DESCRIPTION OF THE PREFERRED EMBODIMENTS
[0011] The chemical imaging system which is utilized in the photothermographic image-recording
elements of the invention may be any in which the image discrimination is based on
soluble silver ions and/or soluble silver complex. The chemical imaging system provides
an imagewise distribution of image dye-providing material as a result of an imagewise
distribution of silver ions and/or soluble silver complex. In a preferred embodiment,
the image dye-providing material is substantially non-diffusible in the heat-developable
photographic processing composition but capable of providing a mobile and diffusible
image dye material in the presence of the imagewise distribution of silver ions and/or
soluble silver complex made available in the undeveloped and partially developed areas
of the photosensitive emulsion as a function of development in an imagewise distribution
corresponding to the imagewise distribution of silver ions and/or soluble silver complex.

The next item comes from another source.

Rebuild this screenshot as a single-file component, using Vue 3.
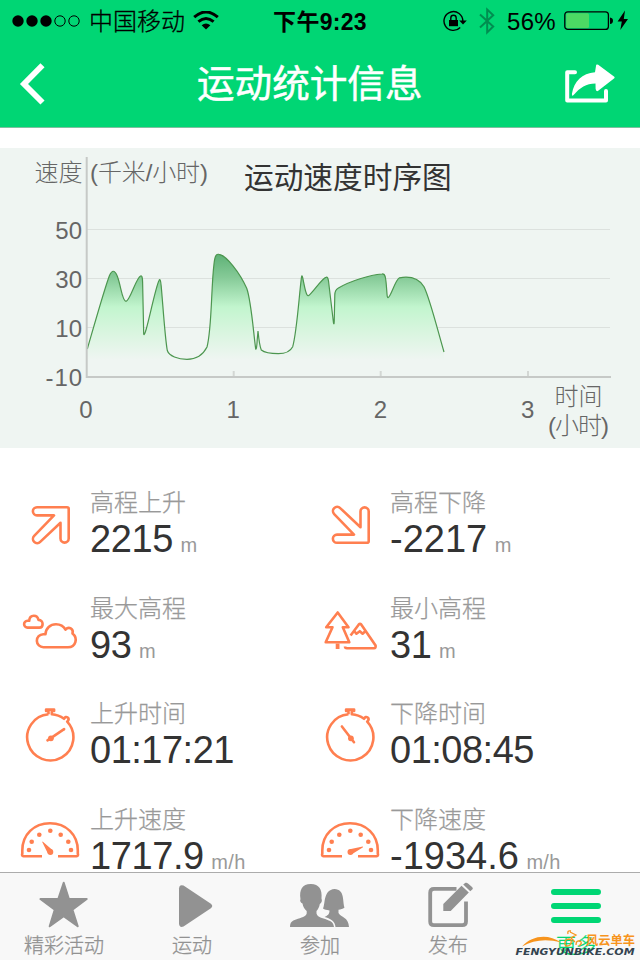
<template>
  <div class="screen">
    <header class="top">
      <div class="status-bar">
        <div class="status-left">
          <svg class="signal" width="68" height="12" viewBox="0 0 68 12">
            <circle v-for="n in 5" :key="n" :cx="6 + (n - 1) * 14" cy="6" :r="n < 4 ? 5.7 : 5.2" :class="n < 4 ? 'dot-on' : 'dot-off'" />
          </svg>
          <span class="carrier">中国移动</span>
          <svg class="wifi" width="26" height="20" viewBox="0 0 26 20">
            <path d="M1.2 6.2Q13-4.2 24.8 6.2M5.4 10.7Q13 4.4 20.6 10.7" />
            <path class="solid" d="M8.6 14.2Q13 10.8 17.4 14.2L13 18.6z" />
          </svg>
        </div>
        <div class="time">下午9:23</div>
        <div class="status-right">
          <svg width="24" height="22" viewBox="0 0 24 22" fill="none" stroke="#000" stroke-width="1.4">
            <path d="M17.2 17.5A9.4 9.4 0 1 1 19.8 11" />
            <path d="M16.2 10.4h7.6L20 14.4z" fill="#000" stroke="none" />
            <path d="M6 10h9v6.2H6z" fill="#000" stroke="none" />
            <path d="M7.8 10.5V8a2.7 2.7 0 0 1 5.4 0v2.5" />
          </svg>
          <svg class="bluetooth" width="16" height="28" viewBox="0 0 16 28">
            <path d="M1 7.5l13.2 12L8.2 25.4V2.6l6 5.6L1 20.5" />
          </svg>
          <span class="percent">56%</span>
          <svg class="battery" width="65" height="22" viewBox="0 0 65 22">
            <rect x=".8" y="1.8" width="43.6" height="17.6" rx="3" fill="none" stroke="#000" stroke-width="1.3" />
            <rect x="2.2" y="3.2" width="22.8" height="14.8" rx="1.5" fill="#4cd964" />
            <path d="M46 7.4q3 .5 3 3.300t-3 3.300z" />
            <path d="M61 .5L53.600 11.600h4.200L56.300 20 64 9h-4.200z" />
          </svg>
        </div>
      </div>
      <div class="nav-bar">
        <svg width="26" height="42" viewBox="0 0 26 42">
          <path d="M23.500 2.300L5 21l18.500 18.500" fill="none" stroke="#fff" stroke-width="5.800" />
        </svg>
        <h1>运动统计信息</h1>
        <svg width="52" height="42" viewBox="0 0 52 42">
          <path d="M11 9.200H3.200V37.400H42V28" fill="none" stroke="#fff" stroke-width="4" stroke-linecap="round" stroke-linejoin="round" />
          <path d="M32.200 1.800Q33.200 1 34.200 1.800L50.300 13.800Q51 14.500 50.300 15.200L34.200 27.800Q32 29 31.600 25.800L31.500 20.400C22 20.400 16 24.500 9.600 32Q7.600 34 8 30.500C10 18.500 18 10 31 9.200z" fill="#fff" />
        </svg>
      </div>
    </header>

    <main class="content">
      <section class="chart">
        <svg width="640" height="300" viewBox="0 0 640 300">
          <defs>
            <linearGradient id="speedFill" gradientUnits="userSpaceOnUse" x1="0" y1="106" x2="0" y2="212">
              <stop offset="0" stop-color="#5eb176" />
              <stop offset=".22" stop-color="#85ca97" />
              <stop offset=".5" stop-color="#c2f5ce" />
              <stop offset=".75" stop-color="#daf5e0" />
              <stop offset="1" stop-color="#eff5f2" />
            </linearGradient>
          </defs>
          <path v-for="tick in yTicks" :key="tick.label" class="grid-line" :d="`M87 ${tick.y}H610`" />
          <path :d="speedCurve + 'V226H87.300z'" fill="url(#speedFill)" />
          <path :d="speedCurve" class="curve" />
          <path class="axis" d="M86.700 9V229H611" />
          <path class="tick" d="M233.700 223v5M380.700 223v5M528 223v5" />
          <g class="axis-text" text-anchor="end">
            <text v-for="tick in yTicks" :key="tick.label" x="82" :y="tick.y + 9">{{ tick.label }}</text>
            <text x="82" y="238" textLength="36.500">-10</text>
          </g>
          <g class="axis-text" text-anchor="middle">
            <text v-for="n in 4" :key="n" :x="86 + (n - 1) * 147.2" y="270">{{ n - 1 }}</text>
            <text x="578.500" y="257">时间</text>
            <text x="578.500" y="286" textLength="61">(小时)</text>
          </g>
          <text class="axis-text" x="34.500" y="33">速度</text>
          <text class="axis-text" x="90" y="33" textLength="118">(千米/小时)</text>
          <text class="chart-title" x="244" y="40">运动速度时序图</text>
        </svg>
      </section>

      <section class="stats">
        <div v-for="item in stats" :key="item.label" class="stat">
          <svg class="stat-icon" width="60" height="60" viewBox="0 0 60 60">
            <g v-if="item.icon === 'up' || item.icon === 'down'" :transform="item.icon === 'down' ? 'translate(0 60) scale(1 -1)' : undefined">
              <path d="M17 12.200H47Q48.700 12.200 48.700 13.700V43.500a4.100 4.100 0 0 1-8.200 0V27.700L20.200 46.900a4.200 4.200 0 0 1-6-6L34 20.400H17a4.100 4.100 0 0 1 0-8.200z" />
            </g>
            <g v-else-if="item.icon === 'cloud'">
              <path d="M23.500 46.200a6.500 6.500 0 0 1-.3-13h2.300c.3-5.800 4.700-10 10.500-10 4.300 0 7.700 2 9.500 5.400 3.300-3.500 8.400-.8 7 4 5.600 4.500 3.500 13.600-4.500 13.600z" />
              <path d="M7.600 26.600a3.400 3.400 0 0 1-.2-6.800h1.800c.2-3 2-5 4.600-5s4.200 1.700 4.600 4.100c2.700-.1 4.200 1.800 4.200 4s-1.300 3.700-3.200 3.700z" />
            </g>
            <g v-else-if="item.icon === 'mountain'">
              <path d="M17.700 11.500L28.500 26.200H22.800L29.300 41.300H5.700L12.500 26.200H6.200z" />
              <path d="M17.600 42.500V48" class="trunk" />
              <path d="M30.600 34.500L38.800 23.500Q40 22.200 41.200 23.500L55.600 44.600Q56 47.100 54 47.200H27Q25 47.200 25 45.500M34.500 30.500l1.900 2.200 3.400-2.500 2.800 2.500 2.700-2.500" />
            </g>
            <g v-else-if="item.icon === 'watchUp' || item.icon === 'watchDown'">
              <path d="M28.500 8.300V5h-2.400V3.600h8V5h-2.300v3.300Q38.500 8.800 44 12.800q1.500-2.800 4-1.100 1.500 1.700-.8 3.900A23.100 23.100 0 1 1 28.500 8.300" />
              <circle cx="30.900" cy="32.300" r="2.900" class="solid" />
              <path :d="item.icon === 'watchUp' ? 'M27.500 34.300L44.100 23.200' : 'M34 36.200L21.900 20.500'" stroke-linecap="round" />
            </g>
            <g v-else>
              <path d="M22 44.300H3.500Q1.500 44 2.300 41.500V38.500C2.300 22.500 14 11.300 30 11.300S57.800 22.500 57.800 38.500v3q.8 2.500-1.300 2.800H38" />
              <circle v-for="(d, i) in gaugeDots" :key="i" :cx="d[0]" :cy="d[1]" r="2.300" class="solid" />
              <circle cx="30.400" cy="40" r="2.900" class="solid" />
              <path class="solid" :d="item.icon === 'gaugeUp' ? 'M28 41.700L22.200 29.900q.2-.8 1 0L32.700 38.300z' : 'M29.800 37.200L42.700 34.500q.7.600 0 1L32.200 42z'" />
            </g>
          </svg>
          <div class="stat-text">
            <div class="label">{{ item.label }}</div>
            <div class="value" :class="{ time: item.value.includes(':'), minus: item.value.startsWith('-') }">
              {{ item.value }}<span v-if="item.unit" class="unit">{{ item.unit }}</span>
            </div>
          </div>
        </div>
      </section>
    </main>

    <nav class="tab-bar">
      <a v-for="tab in tabs" :key="tab.name" class="tab" :class="{ active: tab.icon === 'more' }">
        <svg width="64" height="50" viewBox="0 0 64 50">
          <path v-if="tab.icon === 'star'" class="round" d="M31.700 2.800L36.900 19H54.700L40.400 29.600 45.700 46.300 31.700 36.200 17.700 46.300 22.800 29.600 8.400 19H26.300z" />
          <path v-else-if="tab.icon === 'play'" d="M19 8.500q.3-4.500 4.500-3L50.500 23.500q3.500 2.500 0 5L23.500 46.500q-4.200 1.500-4.500-3z" />
          <g v-else-if="tab.icon === 'people'">
            <path d="M2 47C2 42 4 41 8 39.500 13.500 37.500 18 36.500 18.700 33.500V31C16.500 29 15 26.500 14.500 23.500 12.500 23 11.500 20.500 12.500 19.300 11 9.500 14.500 4 22.500 4 30.500 3.700 34.500 9 33.500 18.500 34.500 21 33.500 23 31.800 24 31.300 27 30 29.500 28.500 31V33.500C29.500 37.500 34.500 38 39 39.700 44 41.500 45.500 43 46 47z" />
            <path d="M35 28.500C37.500 24 35 10 46.500 9 57 9.500 54.500 21 56.500 27.500 55 29 52.500 29.600 50.500 29.700V33C53 37.500 60.500 37 61 47H47.500C47 41 42 38.500 36.500 37 39.500 35.500 41.500 34.500 41.500 30.500 38.500 30 36.500 29.500 35 28.500z" />
          </g>
          <g v-else-if="tab.icon === 'edit'">
            <path class="line" d="M40.500 8.900H18Q14.200 8.900 14.200 12.700V41.400Q14.200 45.200 18 45.200H46.200Q50 45.200 50 41.400V21.500" />
            <path d="M27.300 31V24L45.500 5.700 52.800 12.500 34.700 31zM47.200 4.400L49.500 2.800Q50.700 2.300 52 3.400L56.300 7.200Q57.300 8.500 56.500 9.300L54.300 11.200z" />
          </g>
          <path v-else class="bars" d="M10 12H54M10 26H54M10 40H54" />
        </svg>
        <span>{{ tab.name }}</span>
      </a>
      <svg class="watermark" width="126" height="30" viewBox="0 0 126 30">
        <path d="M8 18.500C18 7.500 34 5.500 47 14.500 33 10.500 20 11.500 8 18.500z" fill="#f7941d" />
        <path d="M54 6q-1-4 3-3M56 4l6 3-5 3 4 4M51 17q-1-6 4-6 4 1 1 6-3 2-5 0M62 17q0-5 4-4 3 2-1 5" fill="none" stroke="#f7941d" stroke-width="1.300" />
        <text class="mark-cn" x="72" y="16.500" textLength="49" lengthAdjust="spacingAndGlyphs">风云单车</text>
        <text class="mark-en" x="1.500" y="26.700" textLength="119" lengthAdjust="spacingAndGlyphs">FENGYUNBIKE.COM</text>
      </svg>
    </nav>
  </div>
</template>

<script setup>
const yTicks = [
  { label: '50', y: 81.5 },
  { label: '30', y: 130.5 },
  { label: '10', y: 179.5 }
];

const speedCurve = [
  'M87.300 201C96 171 105 139 109.500 127.500Q113.300 119 117 127.500C121 137 122 153 126 153.300',
  'C130 153 136 130 140.500 128Q142.500 127 142.600 134L143.700 186C145 193 155 140 159 132.500Q160.500 129.500 161.200 138',
  'C163 158 165 190 167.300 202.500C169 208 178 211.300 187 211.300C196 211.300 203 207 207 199',
  'C212 180 211 140 214 116C215 106 217 106 219 106.300C226 107 240 125 246.700 140.300',
  'C251 152 253 180 255.700 201Q256.700 202 257.200 192L258 183Q259.500 198 261.300 202',
  'C265 205 272 205.700 278.300 205.700C286 205.700 290 204 292.700 198.700C297 183 299 148 301.500 129',
  'C302.500 122 305 149 308.300 147.700C312 146 322 130 326 129.300Q328 128.500 328.500 133L333.500 175',
  'Q334.300 178 334.300 170L334.800 147Q335 142 338 140.300C350 133 370 127 382 126Q384.500 125.700 385.300 129',
  'C387 137 386.500 150 388 149.700C391 149 395 132 399.500 129.800C407 128.500 418 129 424 138.700C430 151 437 180 444 204'
].join('');

const stats = [
  { icon: 'up', label: '高程上升', value: '2215', unit: 'm' },
  { icon: 'down', label: '高程下降', value: '-2217', unit: 'm' },
  { icon: 'cloud', label: '最大高程', value: '93', unit: 'm' },
  { icon: 'mountain', label: '最小高程', value: '31', unit: 'm' },
  { icon: 'watchUp', label: '上升时间', value: '01:17:21' },
  { icon: 'watchDown', label: '下降时间', value: '01:08:45' },
  { icon: 'gaugeUp', label: '上升速度', value: '1717.9', unit: 'm/h' },
  { icon: 'gaugeDown', label: '下降速度', value: '-1934.6', unit: 'm/h' }
];

const gaugeDots = [[9, 38], [11.7, 29.7], [19.3, 22.7], [30.3, 18.7], [40.7, 22.7], [48.3, 29.7], [51, 38]];

const tabs = [
  { icon: 'star', name: '精彩活动' },
  { icon: 'play', name: '运动' },
  { icon: 'people', name: '参加' },
  { icon: 'edit', name: '发布' },
  { icon: 'more', name: '更多' }
];
</script>

<style>
body {
  margin: 0;
  background: #fff;
}
</style>

<style scoped>
.screen {
  width: 640px;
  height: 960px;
  display: flex;
  flex-direction: column;
  overflow: hidden;
  background: #fff;
  font-family: "Liberation Sans", "Noto Sans CJK SC", sans-serif;
}

svg {
  display: block;
  flex: none;
}

.top {
  box-sizing: border-box;
  height: 128px;
  background: #00d674;
  border-bottom: 1px solid #80bfa0;
}

/* Status bar */
.status-bar {
  height: 40px;
  display: grid;
  grid-template-columns: 1fr auto 1fr;
  align-items: center;
  font-size: 24px;
  line-height: 40px;
}

.status-left,
.status-right {
  display: flex;
  align-items: center;
}

.status-left {
  padding-left: 12px;
}

.status-right {
  justify-content: flex-end;
  padding-right: 11px;
}

.dot-off {
  fill: none;
  stroke: #000;
  stroke-width: 1;
}

.carrier {
  margin-left: 9px;
  padding-top: 2px;
  font-weight: 300;
  -webkit-text-stroke: 0.3px;
}

.wifi {
  margin-left: 8px;
  fill: none;
  stroke: #000;
  stroke-width: 3;
}

.wifi .solid {
  fill: #000;
  stroke: none;
}

.status-bar .time {
  padding-top: 2px;
  font-weight: bold;
  font-size: 23px;
  letter-spacing: 0.3px;
}

.bluetooth {
  margin: 0 12px 0 12px;
  fill: none;
  stroke: #008d50;
  stroke-width: 2;
}

.percent {
  margin-right: 8px;
  padding-top: 1px;
  letter-spacing: 0.3px;
}

/* Navigation bar */
.nav-bar {
  height: 87px;
  padding: 0 24px 0 19px;
  display: flex;
  align-items: center;
}

.nav-bar h1 {
  margin: 0 auto 0 152px;
  color: #fff;
  font-size: 37.6px;
  font-weight: 400;
  line-height: 60px;
  -webkit-text-stroke: 0.5px;
}

.content {
  flex: 1;
  min-height: 0;
  padding-top: 20px;
  overflow: hidden;
}

/* Speed chart */
.chart {
  height: 300px;
  background: #eff5f2;
}

.grid-line {
  stroke: #dce1de;
  stroke-width: 1;
}

.axis {
  fill: none;
  stroke: #c6c9c7;
  stroke-width: 2;
}

.tick {
  stroke: #d3d7d4;
  stroke-width: 2;
}

.curve {
  fill: none;
  stroke: #4c964f;
  stroke-width: 1.2;
}

.axis-text {
  fill: #666;
  font-size: 24px;
  font-weight: 300;
}

.chart-title {
  fill: #333;
  font-size: 29.7px;
  -webkit-text-stroke: 0.3px #333;
}

/* Statistics */
.stats {
  display: grid;
  grid-template-columns: 300px 300px;
  grid-auto-rows: 105.5px;
  padding: 39px 20px 0;
}

.stat {
  display: flex;
  gap: 10px;
}

.stat-icon {
  margin-top: 8px;
  fill: none;
  stroke: #ff7f50;
  stroke-width: 2.6;
  stroke-linejoin: round;
}

.stat-icon .solid {
  fill: #ff7f50;
  stroke: none;
}

.stat-icon .trunk {
  stroke-width: 3.8;
}

.label {
  height: 31px;
  line-height: 31px;
  color: #999;
  font-size: 24px;
  font-weight: 300;
  -webkit-text-stroke: 0.25px;
}

.value {
  line-height: 42px;
  font-size: 38px;
  color: #333;
  white-space: nowrap;
  letter-spacing: -0.4px;
}

.value.time {
  letter-spacing: -0.5px;
}

.value.minus {
  letter-spacing: 0;
}

.unit {
  margin-left: 7.5px;
  font-size: 20px;
  letter-spacing: 0.3px;
  color: #999;
}

/* Bottom tabs */
.tab-bar {
  box-sizing: border-box;
  position: relative;
  height: 88px;
  display: grid;
  grid-template-columns: repeat(5, 1fr);
  border-top: 1px solid #acacac;
  background: #f8f8f8;
}

.tab {
  display: flex;
  flex-direction: column;
  align-items: center;
  padding-top: 7px;
  color: #929292;
  font-size: 20px;
  font-weight: 300;
  line-height: 33px;
}

.tab span {
  -webkit-text-stroke: 0.3px;
}

.tab svg {
  fill: currentColor;
}

.tab .line {
  fill: none;
  stroke: currentColor;
  stroke-width: 3.8;
}

.tab .round {
  stroke: currentColor;
  stroke-width: 2;
  stroke-linejoin: round;
}

.tab .bars {
  stroke: currentColor;
  stroke-width: 6;
  stroke-linecap: round;
}

.tab.active {
  color: #00d674;
}

.watermark {
  position: absolute;
  right: 0;
  bottom: 2px;
}

.mark-cn {
  fill: #f7941d;
  font-size: 12.5px;
  font-weight: bold;
}

.mark-en {
  fill: #33434f;
  font-family: "DejaVu Sans", sans-serif;
  font-size: 9.4px;
  font-weight: bold;
  font-style: italic;
}
</style>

[0012] Typically, the chemical imaging system incorporated in the image-recording element
of the invention is a competitive, or parallel, imaging system. By a "competitive
(or parallel) chemical imaging system" is meant an imaging system wherein a single
species such as a silver salt or a reducing agent takes part in two or more reactions
which occur simultaneously during the imaging process. Hence there are two or more
parallel reaction paths existing (or competing) at the same time for the single chemical
species. These competing reactions provide an imagewise distribution of the single
species which results in image discrimination. A specific example is where a single
chemical species takes part in both the development reaction of silver halide or soluble
silver ion or soluble silver ion-containing species and in the reaction that controls
the formation or transfer of the image dye. An example of a parallel reaction imaging
system and the species involved in both reactions are Ag⁺ catalyzed dye release reactions
as described in U.S. Patent 3,719,488, U.S. 3,719,489, U.S. 4,060,417, U.S. 4,098,783
and U.K. Pat. Appl. 1243 046. Ag⁺ is involved in both development and dye release
reactions occurring simultaneously. Ag⁺ is involved in the dye release reaction or
consumed by the development reaction with exposed silver halide. Another example is
Ag⁺ complexation and immobilization of dyes as described in U.S. Patent 3,443,941.
Ag⁺ is either developed or complexes with dye molecules to yield a negative image.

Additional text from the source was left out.